I asked Leinbach about what’s beyond for the shuttle workforce and NASA in the post-Shuttle era as Congress and the White House debated what course to pursue in the very uncertain time period since the cancellation of Project Constellation and before the enactment of new legislation.

“We do not know what the future is,” Leinbach replied.

“Everybody working here at KSC on the shuttle program is asking the same question. That includes both the NASA civil servants and the contractor work force, which numbers several thousand people.”

“We need policy decisions as soon as possible, and after we get those from Congress, the White House, and NASA, then we can react and get on with firm planning for the future.”

“After the shuttle, we have lost American manned access to the Space Station on American rockets for years to come,” says Leinbach.

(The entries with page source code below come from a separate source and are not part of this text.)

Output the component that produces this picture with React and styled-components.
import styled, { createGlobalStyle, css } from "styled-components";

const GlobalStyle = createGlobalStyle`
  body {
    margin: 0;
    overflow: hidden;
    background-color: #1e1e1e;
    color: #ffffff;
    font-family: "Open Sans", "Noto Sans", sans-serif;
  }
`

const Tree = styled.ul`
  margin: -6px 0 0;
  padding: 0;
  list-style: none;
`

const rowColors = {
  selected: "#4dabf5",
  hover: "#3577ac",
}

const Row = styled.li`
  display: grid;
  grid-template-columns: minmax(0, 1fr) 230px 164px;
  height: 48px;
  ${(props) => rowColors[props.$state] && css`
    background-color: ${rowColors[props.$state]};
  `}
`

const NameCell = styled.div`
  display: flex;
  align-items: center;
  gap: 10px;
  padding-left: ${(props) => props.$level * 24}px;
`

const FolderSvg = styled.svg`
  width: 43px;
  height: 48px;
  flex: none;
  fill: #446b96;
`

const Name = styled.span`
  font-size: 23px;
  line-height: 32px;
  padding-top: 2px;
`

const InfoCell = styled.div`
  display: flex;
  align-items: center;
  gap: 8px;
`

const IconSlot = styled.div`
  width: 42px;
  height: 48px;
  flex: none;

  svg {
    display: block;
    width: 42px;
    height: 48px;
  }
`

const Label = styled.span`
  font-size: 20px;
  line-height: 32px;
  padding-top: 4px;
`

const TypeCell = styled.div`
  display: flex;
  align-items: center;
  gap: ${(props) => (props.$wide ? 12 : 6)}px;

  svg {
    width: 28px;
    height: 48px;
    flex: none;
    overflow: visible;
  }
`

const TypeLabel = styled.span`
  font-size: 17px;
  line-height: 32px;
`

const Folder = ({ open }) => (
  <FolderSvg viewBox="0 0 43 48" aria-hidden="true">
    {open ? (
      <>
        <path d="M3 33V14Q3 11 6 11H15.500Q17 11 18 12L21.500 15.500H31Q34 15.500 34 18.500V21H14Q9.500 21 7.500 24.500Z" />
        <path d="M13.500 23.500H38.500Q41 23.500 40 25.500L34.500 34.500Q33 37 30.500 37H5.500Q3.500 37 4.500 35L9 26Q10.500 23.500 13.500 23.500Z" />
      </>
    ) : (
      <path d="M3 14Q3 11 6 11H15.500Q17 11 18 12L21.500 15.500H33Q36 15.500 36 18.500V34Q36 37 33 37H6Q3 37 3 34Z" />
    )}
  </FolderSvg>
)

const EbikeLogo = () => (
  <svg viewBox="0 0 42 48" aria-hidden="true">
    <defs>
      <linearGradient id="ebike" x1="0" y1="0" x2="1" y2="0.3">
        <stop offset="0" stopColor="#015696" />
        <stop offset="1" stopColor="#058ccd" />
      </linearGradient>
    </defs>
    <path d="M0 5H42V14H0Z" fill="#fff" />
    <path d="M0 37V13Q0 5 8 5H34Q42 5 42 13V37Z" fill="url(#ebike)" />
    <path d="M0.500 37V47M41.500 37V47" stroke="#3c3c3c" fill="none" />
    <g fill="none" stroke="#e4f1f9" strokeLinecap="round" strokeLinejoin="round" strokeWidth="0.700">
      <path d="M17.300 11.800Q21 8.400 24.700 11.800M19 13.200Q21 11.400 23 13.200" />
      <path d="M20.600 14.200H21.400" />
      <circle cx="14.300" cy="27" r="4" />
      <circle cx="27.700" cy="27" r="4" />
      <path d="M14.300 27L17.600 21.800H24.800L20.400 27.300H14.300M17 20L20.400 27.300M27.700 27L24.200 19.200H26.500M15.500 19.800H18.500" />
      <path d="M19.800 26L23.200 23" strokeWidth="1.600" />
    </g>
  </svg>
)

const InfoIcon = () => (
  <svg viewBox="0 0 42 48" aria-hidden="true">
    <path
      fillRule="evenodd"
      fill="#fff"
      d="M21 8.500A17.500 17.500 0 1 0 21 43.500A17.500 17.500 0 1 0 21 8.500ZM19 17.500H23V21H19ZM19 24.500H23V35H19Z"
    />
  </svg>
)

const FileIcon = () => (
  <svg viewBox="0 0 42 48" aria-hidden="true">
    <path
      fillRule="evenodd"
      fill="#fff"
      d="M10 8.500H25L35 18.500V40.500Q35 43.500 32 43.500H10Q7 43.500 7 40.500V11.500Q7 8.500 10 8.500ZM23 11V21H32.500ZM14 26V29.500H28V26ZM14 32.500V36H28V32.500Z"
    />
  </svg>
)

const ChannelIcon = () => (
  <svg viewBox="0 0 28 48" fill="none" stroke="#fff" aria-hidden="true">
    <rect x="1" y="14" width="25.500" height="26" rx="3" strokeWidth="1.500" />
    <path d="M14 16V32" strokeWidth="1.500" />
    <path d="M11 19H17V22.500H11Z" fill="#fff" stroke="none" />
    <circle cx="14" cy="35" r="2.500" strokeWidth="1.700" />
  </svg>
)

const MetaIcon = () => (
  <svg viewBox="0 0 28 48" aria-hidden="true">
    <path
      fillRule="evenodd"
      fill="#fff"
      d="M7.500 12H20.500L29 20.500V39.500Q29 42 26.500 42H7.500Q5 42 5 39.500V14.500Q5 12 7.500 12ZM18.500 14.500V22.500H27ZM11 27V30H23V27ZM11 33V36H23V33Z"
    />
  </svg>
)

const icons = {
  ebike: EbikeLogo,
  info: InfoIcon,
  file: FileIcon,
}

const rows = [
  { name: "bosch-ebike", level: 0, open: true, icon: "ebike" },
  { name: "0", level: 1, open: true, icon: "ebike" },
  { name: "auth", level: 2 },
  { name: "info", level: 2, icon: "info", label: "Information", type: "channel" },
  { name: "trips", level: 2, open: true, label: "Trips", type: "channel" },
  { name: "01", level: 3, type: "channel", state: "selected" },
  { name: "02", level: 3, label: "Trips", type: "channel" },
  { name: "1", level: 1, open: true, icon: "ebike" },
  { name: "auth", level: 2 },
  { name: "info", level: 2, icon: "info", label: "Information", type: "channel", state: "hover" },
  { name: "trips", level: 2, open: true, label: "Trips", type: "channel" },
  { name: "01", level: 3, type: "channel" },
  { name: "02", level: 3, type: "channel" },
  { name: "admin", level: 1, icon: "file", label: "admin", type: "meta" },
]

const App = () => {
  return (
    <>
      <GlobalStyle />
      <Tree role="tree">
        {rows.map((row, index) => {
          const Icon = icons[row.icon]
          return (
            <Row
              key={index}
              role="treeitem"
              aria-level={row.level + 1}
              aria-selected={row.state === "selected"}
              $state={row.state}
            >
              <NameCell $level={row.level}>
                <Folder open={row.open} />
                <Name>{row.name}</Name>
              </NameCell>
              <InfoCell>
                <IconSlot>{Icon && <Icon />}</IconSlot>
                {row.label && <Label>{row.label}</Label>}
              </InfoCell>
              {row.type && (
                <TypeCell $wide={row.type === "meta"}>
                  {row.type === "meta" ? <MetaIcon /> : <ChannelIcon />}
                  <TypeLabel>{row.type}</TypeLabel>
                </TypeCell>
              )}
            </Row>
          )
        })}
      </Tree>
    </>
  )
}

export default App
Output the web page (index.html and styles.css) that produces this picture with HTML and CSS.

“You can all pick a number for how many years it’s going to be. But for sure it’s going to be a number of years before America is launching American astronauts again. And that to me is sad.” “One of my major disappointments is that after shuttle stops flying we will be totally dependent on the Russians to get to the ISS. They are an extremely reliable partner, but one thing you learn in this business is that redundancy isn’t just good, in some situations it’s essential. And, God forbid, if they have some sort of significant issue – then we have no access to the space station at all,” explained Leinbach.

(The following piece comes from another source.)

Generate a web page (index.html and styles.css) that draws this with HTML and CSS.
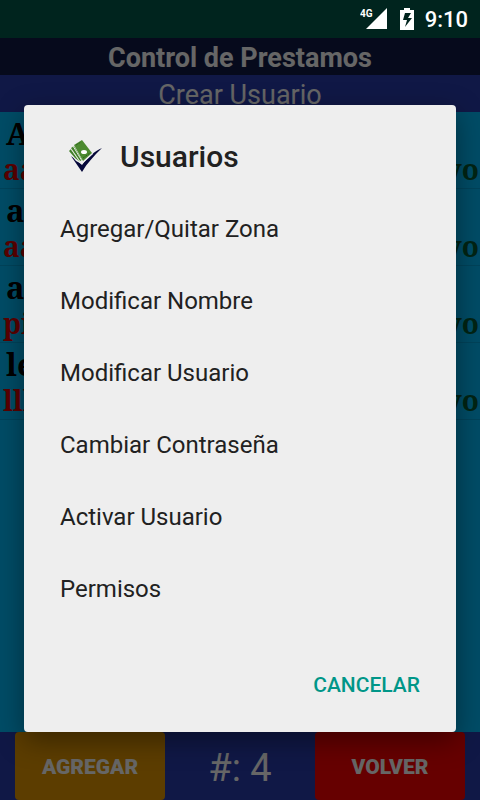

“Without new crews the whole Space Station program is going to be in jeopardy, after a period of time. It won’t happen right away. So the whole thing to me is sad.”

“We should have the ability to launch American astronauts to the ISS on American rockets as soon as possible. My personal view is that we should not go through a protracted period where we can’t launch Americans into orbit.”

“The real tragedy on the people side is with the contractor work force that I love so much,” said Leinbach. “I was just in the VAB and it’s the last time that Discovery will be rolled inside there – ever !”

“I have many friends on the contractor work force – mostly technicians – who will be laid off on October 1. Some of them have no future plans. And they have just weeks left to work. The future will be tough,” said Leinbach.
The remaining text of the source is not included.